The Senate on Thursday unanimously passed two bills as amended to advance a 21st-century Alabama economy in which innovation and entrepreneurship can flourish.
HB 540, sponsored by Rep. Bill Poole (R-Tuscaloosa), and HB 609, sponsored by Rep. Jeremy Gray (D-Opelika), both stem from interim policy recommendations made by the Alabama Innovation Commission, of which Poole is chair. Senate Pro Tem Greg Reed (R-Jasper), the vice chair of the commission, is the sponsor of both companion bills in the upper chamber. Sen. Rodger Smitherman (D-Birmingham) carried HB 609 on Tuesday, underling the bipartisan nature of the effort.
The first bill, HB 540, would establish the Alabama Innovation Corporation. This entity would act as a public-private partnership to promote specific initiatives in support of statewide entrepreneurship, rural businesses, research and development at existing companies, and access to advanced tech skills that will drive a modern workforce.
The corporation would primarily be charged with making Alabama a hub for technology and innovation, supporting activities and initiatives that enhance this growth in all corners of our state.
“This bill is an important priority of the Alabama Innovation Commission, which I serve on as vice-chairman, and will have a strong impact on our state’s future,” Reed said in a statement.
Also known as Innovate Alabama, the Alabama Innovation Commission was created by Governor Kay Ivey in July 2020 as Alabama’s first statewide commission focused on innovation, technology and entrepreneurship.
“The corporation will be under the management of a board of directors, which will include representation from the Governor, the legislature, and six at-large directors that have expertise and experience in growing an entrepreneurial economy,” Reed explained.
“I thank Representative Bill Poole, who serves on the Alabama Innovation Commission as its chairman, for his work on this bill and moving it out of the House.
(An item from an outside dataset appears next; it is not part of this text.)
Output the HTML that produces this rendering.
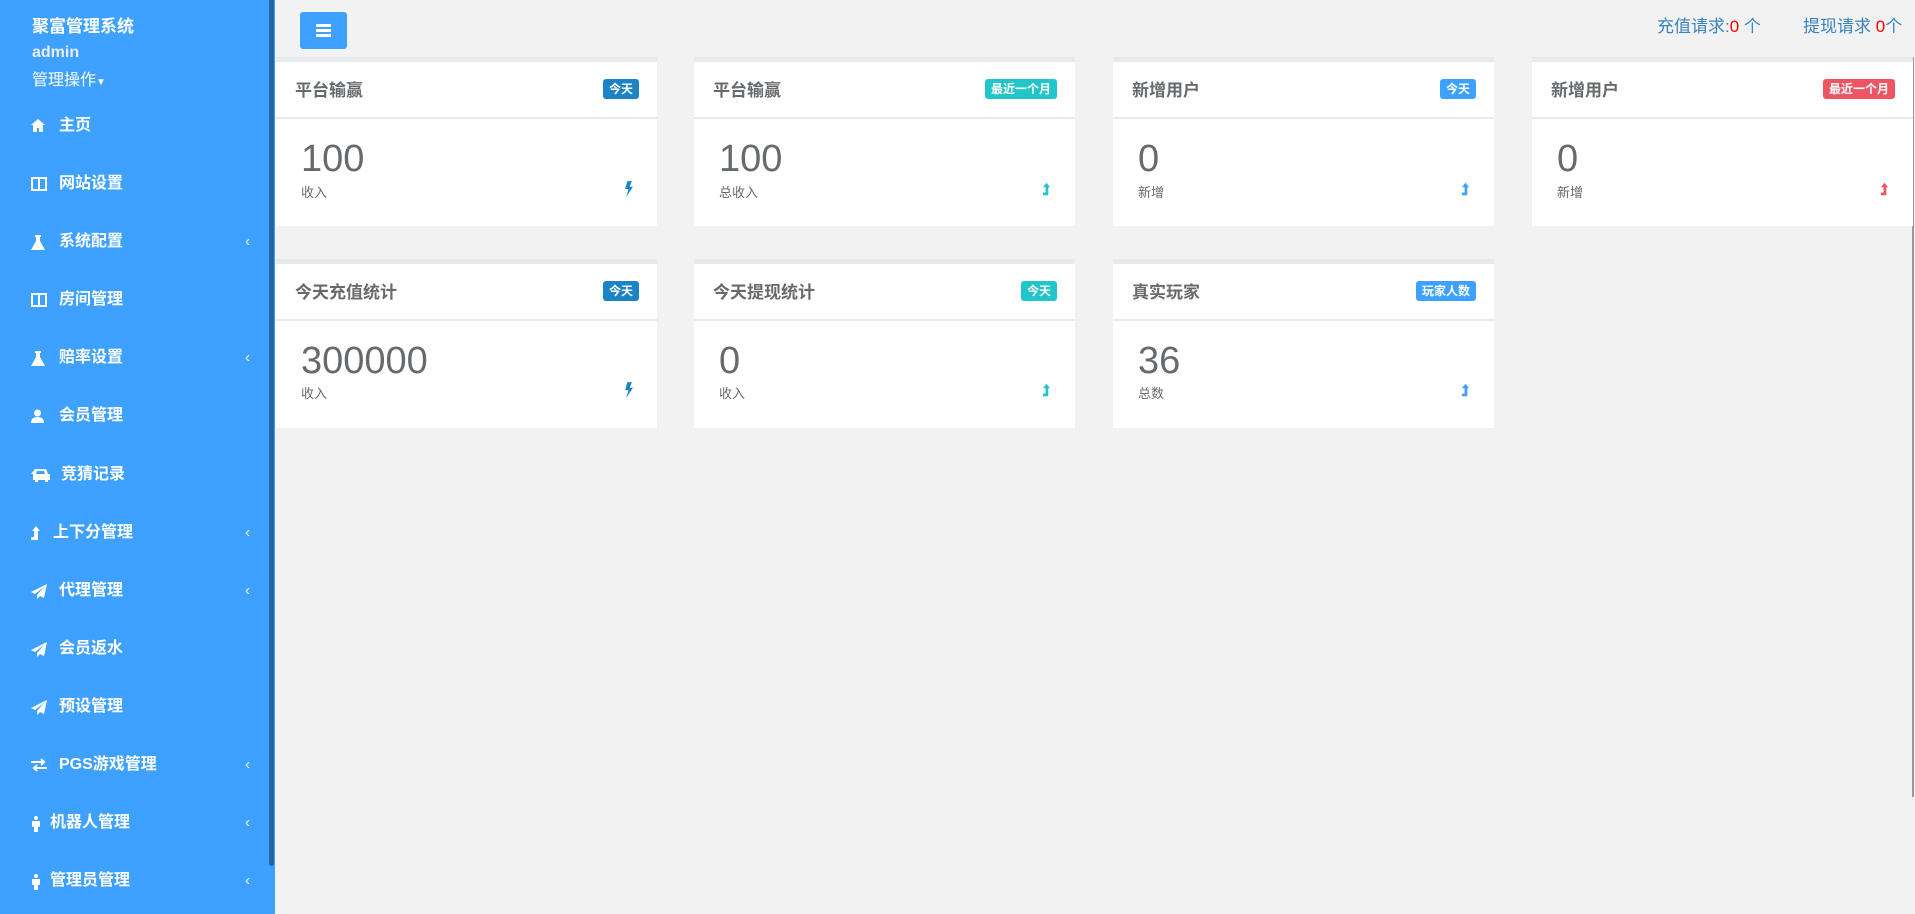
<!DOCTYPE html>
<html><head><meta charset="utf-8"><style>
*{margin:0;padding:0;box-sizing:border-box}
body{width:1915px;height:914px;overflow:hidden;background:#f2f2f2;font-family:"Liberation Sans","Noto Sans CJK SC",sans-serif;position:relative}
.sb{position:absolute;left:0;top:0;width:275px;height:914px;background:#3fa1ff;color:#fff}
.scr{position:absolute;left:269px;top:0;width:5px;height:866px;background:#2266a8;border-radius:0 0 3px 3px}
.t1{position:absolute;left:32px;top:12px;font-size:17px;font-weight:bold}
.t2{position:absolute;left:32px;top:44px;font-size:16px;font-weight:bold;color:#e6eef8}
.t3{position:absolute;left:32px;top:66px;font-size:16px}
.mi{position:absolute;left:31px;font-size:16px;font-weight:bold;height:24px;line-height:24px;width:225px}
.mi svg{position:absolute;left:0;top:5px}
.mi span{position:absolute;left:28px}
.mi i{position:absolute;right:6px;font-style:normal;font-weight:normal;font-size:15px}
.btn{position:absolute;left:300px;top:12px;width:47px;height:37px;background:#3fa1ff;border-radius:3px}
.btn b{position:absolute;left:16px;width:15px;height:3px;background:#fff}
.top{position:absolute;top:12px;font-size:17px;color:#3b83c0}
.top em{color:#f00;font-style:normal}
.card{position:absolute;width:381px;height:169px;background:#fff;border-top:5px solid #e7eaec}
.card .h{height:57px;border-bottom:2px solid #e7eaec;position:relative}
.card .h .tt{position:absolute;left:19px;top:14px;font-size:17px;font-weight:bold;color:#676a6c}
.badge{position:absolute;right:18px;top:17px;height:20px;line-height:20px;padding:0 6px;font-size:12px;font-weight:bold;color:#fff;border-radius:3px}
.num{position:absolute;left:25px;top:76px;font-size:38px;color:#676a6c}
.lb{position:absolute;left:25px;top:120px;font-size:13px;color:#676a6c}
.ic{position:absolute;right:24px;top:119px}
.rl{position:absolute;left:1912px;top:57px;width:2px;height:740px;background:#999}
</style></head><body>
<div class="sb">
<div class="t1">聚富管理系统</div>
<div class="t2">admin</div>
<div class="t3">管理操作<span style="font-size:10px">▼</span></div>
<div class="mi" style="top:114px"><svg width="14" height="13" viewBox="0 0 14 13"><path d="M7 0L0 6h2v7h4V9h2v4h4V6h2z" fill="#fff"/></svg><span>主页</span></div>
<div class="mi" style="top:172px"><svg width="16" height="14" viewBox="0 0 16 14"><rect x="1" y="1" width="14" height="12" fill="none" stroke="#fff" stroke-width="2"/><path d="M8 1v12" stroke="#fff" stroke-width="2"/></svg><span>网站设置</span></div>
<div class="mi" style="top:230px"><svg width="14" height="15" viewBox="0 0 14 15"><path d="M4 0h6v2H9v4l5 9H0l5-9V2H4z" fill="#fff"/></svg><span>系统配置</span><i>‹</i></div>
<div class="mi" style="top:288px"><svg width="16" height="14" viewBox="0 0 16 14"><rect x="1" y="1" width="14" height="12" fill="none" stroke="#fff" stroke-width="2"/><path d="M8 1v12" stroke="#fff" stroke-width="2"/></svg><span>房间管理</span></div>
<div class="mi" style="top:346px"><svg width="14" height="15" viewBox="0 0 14 15"><path d="M4 0h6v2H9v4l5 9H0l5-9V2H4z" fill="#fff"/></svg><span>赔率设置</span><i>‹</i></div>
<div class="mi" style="top:404px"><svg width="13" height="14" viewBox="0 0 13 14"><circle cx="6.5" cy="4" r="3.5" fill="#fff"/><path d="M0 14q0-6 6.5-6t6.5 6z" fill="#fff"/></svg><span>会员管理</span></div>
<div class="mi" style="top:463px"><svg width="19" height="14" viewBox="0 0 19 14"><path d="M4 1h11l2 5h2v6h-2v2h-3v-2H7v2H4v-2H2V6H0 M2 6h2L5 2h9l1 4" fill="#fff"/><path d="M5 6l1-3h7l1 3z" fill="#3fa1ff"/></svg><span style="left:30px">竞猜记录</span></div>
<div class="mi" style="top:521px"><svg width="10" height="14" viewBox="0 0 10 14"><path d="M5 0l4 5H7v9H0v-3h3V5H1z" fill="#fff"/></svg><span style="left:22px">上下分管理</span><i>‹</i></div>
<div class="mi" style="top:579px"><svg width="16" height="15" viewBox="0 0 16 15"><path d="M16 0L0 8l4 2 9-7-7 8v4l3-3 4 2z" fill="#fff"/></svg><span>代理管理</span><i>‹</i></div>
<div class="mi" style="top:637px"><svg width="16" height="15" viewBox="0 0 16 15"><path d="M16 0L0 8l4 2 9-7-7 8v4l3-3 4 2z" fill="#fff"/></svg><span>会员返水</span></div>
<div class="mi" style="top:695px"><svg width="16" height="15" viewBox="0 0 16 15"><path d="M16 0L0 8l4 2 9-7-7 8v4l3-3 4 2z" fill="#fff"/></svg><span>预设管理</span></div>
<div class="mi" style="top:753px"><svg width="16" height="14" viewBox="0 0 16 14"><path d="M0 4h13M10 1l3 3-3 3M16 10H3M6 7l-3 3 3 3" fill="none" stroke="#fff" stroke-width="2"/></svg><span>PGS游戏管理</span><i>‹</i></div>
<div class="mi" style="top:811px"><svg width="10" height="16" viewBox="0 0 10 16"><circle cx="5" cy="2" r="2" fill="#fff"/><path d="M1 5h8v6H7v5H3v-5H1z" fill="#fff"/></svg><span style="left:19px">机器人管理</span><i>‹</i></div>
<div class="mi" style="top:869px"><svg width="10" height="16" viewBox="0 0 10 16"><circle cx="5" cy="2" r="2" fill="#fff"/><path d="M1 5h8v6H7v5H3v-5H1z" fill="#fff"/></svg><span style="left:19px">管理员管理</span><i>‹</i></div>
<div class="scr"></div>
</div>
<div class="btn"><b style="top:12px"></b><b style="top:17px"></b><b style="top:22px"></b></div>
<div class="top" style="left:1657px">充值请求:<em>0</em> 个</div>
<div class="top" style="left:1803px">提现请求 <em>0</em>个</div>
<div class="rl"></div>

<div class="card" style="left:276px;top:57px"><div class="h"><div class="tt">平台输赢</div><div class="badge" style="background:#1c84c6">今天</div></div><div class="num">100</div><div class="lb">收入</div><svg class="ic" width="9" height="16" viewBox="0 0 8 14"><path d="M3 0h4L5 5h3L2 14l2-7H1z" fill="#1c84c6"/></svg></div>
<div class="card" style="left:694px;top:57px"><div class="h"><div class="tt">平台输赢</div><div class="badge" style="background:#23c6c8">最近一个月</div></div><div class="num">100</div><div class="lb">总收入</div><svg class="ic" width="9" height="16" viewBox="0 0 10 14"><path d="M5 0l4 5H7v9H1v-3h3V5H1z" fill="#23c6c8"/></svg></div>
<div class="card" style="left:1113px;top:57px"><div class="h"><div class="tt">新增用户</div><div class="badge" style="background:#3fa1ff">今天</div></div><div class="num">0</div><div class="lb">新增</div><svg class="ic" width="9" height="16" viewBox="0 0 10 14"><path d="M5 0l4 5H7v9H1v-3h3V5H1z" fill="#3fa1ff"/></svg></div>
<div class="card" style="left:1532px;top:57px"><div class="h"><div class="tt">新增用户</div><div class="badge" style="background:#ed5565">最近一个月</div></div><div class="num">0</div><div class="lb">新增</div><svg class="ic" width="9" height="16" viewBox="0 0 10 14"><path d="M5 0l4 5H7v9H1v-3h3V5H1z" fill="#ed5565"/></svg></div>

<div class="card" style="left:276px;top:259px"><div class="h"><div class="tt">今天充值统计</div><div class="badge" style="background:#1c84c6">今天</div></div><div class="num">300000</div><div class="lb" style="top:119px">收入</div><svg class="ic" style="top:118px" width="9" height="16" viewBox="0 0 8 14"><path d="M3 0h4L5 5h3L2 14l2-7H1z" fill="#1c84c6"/></svg></div>
<div class="card" style="left:694px;top:259px"><div class="h"><div class="tt">今天提现统计</div><div class="badge" style="background:#23c6c8">今天</div></div><div class="num">0</div><div class="lb" style="top:119px">收入</div><svg class="ic" style="top:118px" width="9" height="16" viewBox="0 0 10 14"><path d="M5 0l4 5H7v9H1v-3h3V5H1z" fill="#23c6c8"/></svg></div>
<div class="card" style="left:1113px;top:259px"><div class="h"><div class="tt">真实玩家</div><div class="badge" style="background:#3fa1ff">玩家人数</div></div><div class="num">36</div><div class="lb" style="top:119px">总数</div><svg class="ic" style="top:118px" width="9" height="16" viewBox="0 0 10 14"><path d="M5 0l4 5H7v9H1v-3h3V5H1z" fill="#3fa1ff"/></svg></div>
</body></html>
As we look at ways to drive our state forward, it is clear that the ability to innovate will assist in our efforts to foster a more inclusive, robust and resilient economy across the state,” he added.
Meanwhile, HB 609 would create the Innovate Alabama Matching Grant Program to promote research and development in the Yellowhammer State.
The program would match federal awards to Alabama-based Small Business Innovation Research (SBIR) or Small Business Technology Transfer Research (STTR) recipients. SBIR and STTR awards are helpful for companies with technologies that can be commercialized, supporting entrepreneurs throughout a large array of industries, including biotechnology.
“This is a golden opportunity for our small businesses in general, and our minority-owned businesses in particular, to be able to grow and advance because this legislation prioritizing the focus on underrepresented companies for awards,” Smitherman stated. “These bills also provide an avenue for our HBCUs and all universities to partner with small businesses by developing a marketing campaign which ensures that underrepresented companies and HBCUs are aware of the grants available through the SBIR and STTR programs. It’s a win-win for our state.”
Reed concluded, “These economic development incentives will allow the state of Alabama to match grants from the federal government to encourage businesses, entrepreneurs and employers to come to Alabama make our state home. This will have an immediate impact on our state, and I appreciate Representative Gray for sponsoring it in the House, and Senator Smitherman for carrying the bill in the Senate.”